Reply to Comments

Multivariate Behav Res. 1998 Jan 1;33(1):165-80. doi: 10.1207/s15327906mbr3301_8.

Abstract

We will respond to our commentators individually, but the order of our responses follows naturally from the issues they bring up. Judea Pearl describes SEM's unfortunate retreat from the clear causal semantics articulated by Sewall Wright (1921) and later by Haavelmo (1943) to the algebraic interpretation preferred more recently by econometricians. We agree with Pearl about the history and also the problem, namely that the algebraic interpretation is suitable for estimation but expressively too weak to even distinguish among competing causal claims. Here we try to elaborate on the distinction between the semantics of a causal SEM and the epistemological connections between statistical data, background knowledge, and causal structure. We argue that many modern critics of SEM make their hay by conflating this distinction.
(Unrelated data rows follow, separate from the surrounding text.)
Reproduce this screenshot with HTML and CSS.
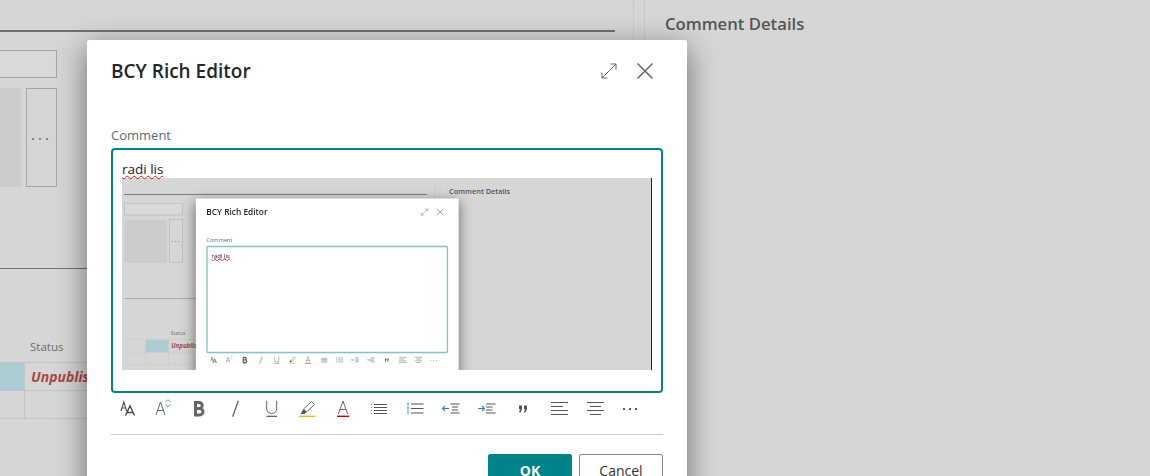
FILE: index.html
```html
<!DOCTYPE html>
<html>
<head>
  <meta charset="UTF-8">
  <title>BCY Rich Editor</title>
  <link rel="stylesheet" href="styles.css">
</head>
<body>

<svg class="icon-defs" xmlns="http://www.w3.org/2000/svg">
  <symbol id="i-expand" viewBox="0 0 24 24"><path d="M5 19 19 5M13.500 5H19v5.500M5 13.500V19h5.500" fill="none" stroke="#666" stroke-width="1"/></symbol>
  <symbol id="i-close" viewBox="0 0 24 24"><path d="M4.500 4.500l15 15M19.500 4.500l-15 15" fill="none" stroke="#666" stroke-width="1.500"/></symbol>
  <symbol id="i-fontname" viewBox="0 0 20 20"><path d="M4 12 6.800 3l2.800 9M5 9h3.600" fill="none" stroke="#555" stroke-width="1.200"/><path d="M8.500 16.500 13 6.800l4.500 9.700M10 13.500h6" fill="none" stroke="#444" stroke-width="1.400"/></symbol>
  <symbol id="i-fontsize" viewBox="0 0 20 20"><path d="M3 16 7.500 3 12 16M4.600 11.500h5.800" fill="none" stroke="#666" stroke-width="1"/><path d="M12.500 3 15 .7 17.500 3M12.500 5.500 15 7.800l2.500-2.300" fill="none" stroke="#5c9ee0" stroke-width="1"/></symbol>
  <symbol id="i-bold" viewBox="0 0 20 20"><path d="M6.500 3.500h3.700a3 3 0 0 1 0 6H6.500zM6.500 9.500h4.300a3.200 3.200 0 0 1 0 6.400H6.500z" fill="none" stroke="#666" stroke-width="3"/></symbol>
  <symbol id="i-italic" viewBox="0 0 20 20"><path d="M13.300 1.700 7.700 17.700" fill="none" stroke="#555" stroke-width="1.200"/></symbol>
  <symbol id="i-underline" viewBox="0 0 20 20"><path d="M5.700 2v8a5 4.500 0 0 0 10 0V2" fill="none" stroke="#666" stroke-width="1"/><path d="M5.500 17.300H16" stroke="#555" stroke-width="1.200"/></symbol>
  <symbol id="i-highlight" viewBox="0 0 20 20"><path d="M14.500 2.500l3 3-8 7.500-3-3z" fill="none" stroke="#666" stroke-width="1"/><path d="M6.500 10l3 3-2 2H3.500z" fill="#555"/><path d="M2 17.300h16" stroke="#f2b705" stroke-width="1.400"/></symbol>
  <symbol id="i-fontcolor" viewBox="0 0 20 20"><path d="M5.300 15 10 2l4.700 13M7 10.500h6" fill="none" stroke="#666" stroke-width="1"/><path d="M4 17.300h12" stroke="#c00000" stroke-width="1.400"/></symbol>
  <symbol id="i-bullets" viewBox="0 0 20 20"><path d="M5 5.500h13M5 8.500h13M5 11.500h13M5 14.500h13" stroke="#555" stroke-width="1"/><path d="M2.500 5v10" stroke="#3f7fd0" stroke-width="1" stroke-dasharray="1 2"/></symbol>
  <symbol id="i-numbers" viewBox="0 0 20 20"><path d="M6 5h12.500M6 9.500h12.500M6 14h12.500" stroke="#555" stroke-width="1"/><path d="M3 3.500v12.500" stroke="#5c9ee0" stroke-width="1.400" stroke-dasharray="3 1"/></symbol>
  <symbol id="i-outdent" viewBox="0 0 20 20"><path d="M9.500 5H18.500M11 8h6M11 11h6M9.500 14H18.500" stroke="#555" stroke-width="1"/><path d="M1.500 9.500H8M4 7 1.500 9.500 4 12" fill="none" stroke="#2f7fd6" stroke-width="1.100"/></symbol>
  <symbol id="i-indent" viewBox="0 0 20 20"><path d="M9 5h9.500M9 8h6.500M9 11h6.500M9 14h9.500" stroke="#555" stroke-width="1"/><path d="M1 9.500h6.500M5 7l2.500 2.500L5 12" fill="none" stroke="#2f7fd6" stroke-width="1.100"/></symbol>
  <symbol id="i-quote" viewBox="0 0 20 20"><path d="M6 6.500h3V10l-1.500 3.500H6l1-3.500H6zM11 6.500h3V10l-1.500 3.500H11l1-3.500h-1z" fill="#555"/></symbol>
  <symbol id="i-left" viewBox="0 0 20 20"><path d="M2 3.500h17M2 7.500h12M2 11.500h17M2 15.500h17" stroke="#555" stroke-width="1"/></symbol>
  <symbol id="i-center" viewBox="0 0 20 20"><path d="M2 3.500h17M5 7.500h11M2 11.500h17M5 15.500h11" stroke="#555" stroke-width="1"/></symbol>
  <symbol id="i-more" viewBox="0 0 20 20"><circle cx="3" cy="10" r="1.100" fill="#333"/><circle cx="9" cy="10" r="1.100" fill="#333"/><circle cx="15" cy="10" r="1.100" fill="#333"/></symbol>
</svg>

<div class="scene scene-main">
  <div class="main">
    <div class="rule"></div>
    <div class="field"></div>
    <div class="lookup">
      <div class="lookup-box"></div>
      <div class="lookup-btn">...</div>
    </div>
    <div class="rule-thin"></div>
    <div class="col-title">Status</div>
    <div class="table">
      <div class="cell"></div>
      <div class="cell cell-active"></div>
      <div class="cell cell-status">Unpublished</div>
      <div class="cell"></div>
      <div class="cell"></div>
      <div class="cell"></div>
    </div>
  </div>
  <div class="gutter"></div>
  <div class="details"><h2>Comment Details</h2></div>

  <div class="modal">
    <div class="modal-head">
      <h1>BCY Rich Editor</h1>
      <svg class="head-icon"><use href="#i-expand"/></svg>
      <svg class="head-icon"><use href="#i-close"/></svg>
    </div>
    <label class="label">Comment</label>
    <div class="editor">
      <p class="editor-text"><span class="misspelt">radi lis</span></p>
      <div class="shot">
        <div class="scene scene-mini">
          <div class="main">
            <div class="rule"></div>
            <div class="field"></div>
            <div class="lookup">
              <div class="lookup-box"></div>
              <div class="lookup-btn">...</div>
            </div>
            <div class="rule-thin"></div>
            <div class="col-title">Status</div>
            <div class="table">
              <div class="cell"></div>
              <div class="cell cell-active"></div>
              <div class="cell cell-status">Unpublished</div>
              <div class="cell"></div>
              <div class="cell"></div>
              <div class="cell"></div>
            </div>
          </div>
          <div class="gutter"></div>
          <div class="details"><h2>Comment Details</h2></div>

          <div class="modal">
            <div class="modal-head">
              <h1>BCY Rich Editor</h1>
              <svg class="head-icon"><use href="#i-expand"/></svg>
              <svg class="head-icon"><use href="#i-close"/></svg>
            </div>
            <label class="label">Comment</label>
            <div class="editor editor-faded">
              <p class="editor-text"><span class="misspelt">radi lis</span></p>
            </div>
            <div class="toolbar">
              <svg class="tool"><use href="#i-fontname"/></svg>
              <svg class="tool"><use href="#i-fontsize"/></svg>
              <svg class="tool"><use href="#i-bold"/></svg>
              <svg class="tool"><use href="#i-italic"/></svg>
              <svg class="tool"><use href="#i-underline"/></svg>
              <svg class="tool"><use href="#i-highlight"/></svg>
              <svg class="tool"><use href="#i-fontcolor"/></svg>
              <svg class="tool"><use href="#i-bullets"/></svg>
              <svg class="tool"><use href="#i-numbers"/></svg>
              <svg class="tool"><use href="#i-outdent"/></svg>
              <svg class="tool"><use href="#i-indent"/></svg>
              <svg class="tool"><use href="#i-quote"/></svg>
              <svg class="tool"><use href="#i-left"/></svg>
              <svg class="tool"><use href="#i-center"/></svg>
              <svg class="tool"><use href="#i-more"/></svg>
            </div>
          </div>
        </div>
      </div>
    </div>
    <div class="toolbar">
      <svg class="tool"><use href="#i-fontname"/></svg>
      <svg class="tool"><use href="#i-fontsize"/></svg>
      <svg class="tool"><use href="#i-bold"/></svg>
      <svg class="tool"><use href="#i-italic"/></svg>
      <svg class="tool"><use href="#i-underline"/></svg>
      <svg class="tool"><use href="#i-highlight"/></svg>
      <svg class="tool"><use href="#i-fontcolor"/></svg>
      <svg class="tool"><use href="#i-bullets"/></svg>
      <svg class="tool"><use href="#i-numbers"/></svg>
      <svg class="tool"><use href="#i-outdent"/></svg>
      <svg class="tool"><use href="#i-indent"/></svg>
      <svg class="tool"><use href="#i-quote"/></svg>
      <svg class="tool"><use href="#i-left"/></svg>
      <svg class="tool"><use href="#i-center"/></svg>
      <svg class="tool"><use href="#i-more"/></svg>
    </div>
    <div class="modal-foot">
      <button class="btn btn-ok">OK</button>
      <button class="btn">Cancel</button>
    </div>
  </div>
</div>

</body>
</html>
```

FILE: styles.css
```css
html,
body {
  margin: 0;
  padding: 0;
  height: 476px;
  overflow: hidden;
  background-color: #d6d6d6;
}
body {
  font-family: "Open Sans", "Noto Sans", sans-serif;
  color: #333;
}
.icon-defs {
  display: none;
}

/* page behind the dialog, wider than the window on the left */
.scene {
  position: relative;
  display: flex;
  width: 1227px;
  height: 520px;
  background-color: #d6d6d6;
}
.scene-main {
  margin-left: -77px;
}
.scene-mini {
  margin-top: 2.5px;
  margin-left: 1.5px;
  transform: scale(0.438);
  transform-origin: 0 0;
  filter: blur(0.6px);
}
.main {
  width: 710px;
  padding-top: 30px;
  border-right: 1px solid #c9c9c9;
  box-sizing: content-box;
}
.rule {
  width: 692px;
  height: 2px;
  background-color: #6b717a;
}
.field {
  width: 132px;
  height: 26px;
  margin-top: 18px;
  border: 1px solid #a3a6a8;
  box-sizing: content-box;
  background-color: #d9dad7;
}
.lookup {
  display: flex;
  gap: 5px;
  margin-top: 10px;
  height: 99px;
}
.lookup-box {
  width: 98px;
  background-color: #cbcccd;
}
.lookup-btn {
  width: 29px;
  border: 1px solid #a6a6a6;
  color: #5f5f5f;
  font-size: 15px;
  letter-spacing: 3px;
  text-align: center;
  line-height: 90px;
}
.rule-thin {
  width: 692px;
  height: 1px;
  margin-top: 81px;
  background-color: #6b7280;
}
.col-title {
  margin-top: 67px;
  margin-bottom: 4px;
  padding-left: 107px;
  font-size: 11.5px;
  line-height: 22px;
  color: #6f6f6f;
}
.table {
  display: grid;
  grid-template-columns: 50px 52px 590px;
  grid-auto-rows: 28px;
  width: 692px;
  border-top: 1px solid #c4c4c4;
}
.cell {
  border-bottom: 1px solid #c4c4c4;
  border-right: 1px solid #c4c4c4;
}
.cell-active {
  background-color: #a9cdd1;
}
.cell-status {
  padding-left: 6px;
  font-size: 14px;
  font-weight: 700;
  font-style: italic;
  line-height: 27px;
  color: #ad4644;
}
.gutter {
  width: 10px;
  border-right: 1px solid #c9c9c9;
}
.details {
  padding-left: 20px;
}
.details h2 {
  margin: 12px 0 0;
  font-size: 16.7px;
  font-weight: 600;
  line-height: 24px;
  color: #555;
}

/* dialog */
.modal {
  position: absolute;
  left: 164px;
  top: 40px;
  width: 600px;
  height: 480px;
  padding: 0 24px;
  box-sizing: border-box;
  background-color: #fff;
  border-radius: 2px;
  box-shadow: 0 8px 30px rgba(0, 0, 0, 0.5);
}
.modal-head {
  display: flex;
  align-items: center;
  gap: 12px;
  height: 24px;
  margin-right: 6px;
  padding-top: 19px;
}
.modal-head h1 {
  flex: 1;
  margin: 0;
  font-size: 19px;
  font-weight: 600;
  color: #262626;
}
.head-icon {
  width: 24px;
  height: 24px;
}
.label {
  display: block;
  margin-top: 42px;
  margin-bottom: 3px;
  font-size: 13px;
  line-height: 20px;
  color: #616b75;
}
.editor {
  height: 245px;
  padding: 10px 9px 0;
  box-sizing: border-box;
  border: 2px solid #008489;
  border-radius: 4px;
}
.editor-faded {
  border: 3px solid #7cc4c6;
}
.editor-text {
  margin: 0;
  font-size: 13.5px;
  line-height: 18px;
  color: #222;
}
.misspelt {
  text-decoration: underline wavy #e81123 1px;
}
.editor-faded .misspelt {
  text-decoration-thickness: 2px;
}
.shot {
  width: 530px;
  height: 192px;
  overflow: hidden;
  box-sizing: border-box;
  border-right: 1px solid #222;
  background-color: #d6d6d6;
}
.toolbar {
  display: flex;
  gap: 16px;
  margin-top: 6px;
  padding: 0 6px 15px;
  border-bottom: 1px solid #c8c8c8;
}
.tool {
  flex: none;
  width: 20px;
  height: 20px;
}
.modal-foot {
  display: flex;
  justify-content: flex-end;
  gap: 7px;
  margin-top: 19px;
}
.btn {
  width: 84px;
  height: 32px;
  padding: 0;
  font-family: inherit;
  font-size: 14px;
  color: #333;
  background-color: #fff;
  border: 1px solid #8a8a8a;
  border-radius: 2px;
}
.btn-ok {
  color: #fff;
  font-weight: 700;
  background-color: #008489;
  border-color: #008489;
}
```
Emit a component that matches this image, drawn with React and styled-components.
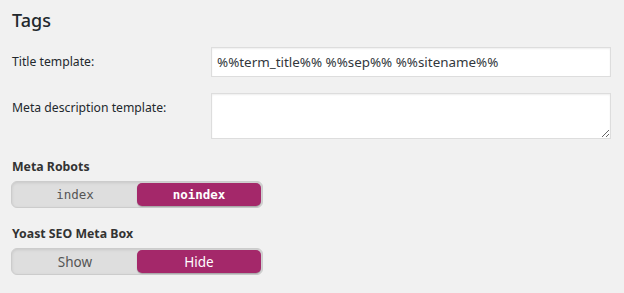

Having tried to make it clear, we then turn to the assumptions that give the epistemological issues their structure, namely the Causal Independence and Faithfulness assumptions. Jim Woodward questions these assumptions at length, especially the Causal Independence assumption, and we spend the second part of our response defending it. Phil Wood seems to accept the fundamental assumptions upon which TETRAD rests, and even the utility of tools like it, but he brings out a wide array of subtle difficulties that we have not had time to discuss, some of which we now cover. Kwok-fai Ting questions the utility of any specification search done by computer, and we attempt to address his concerns last.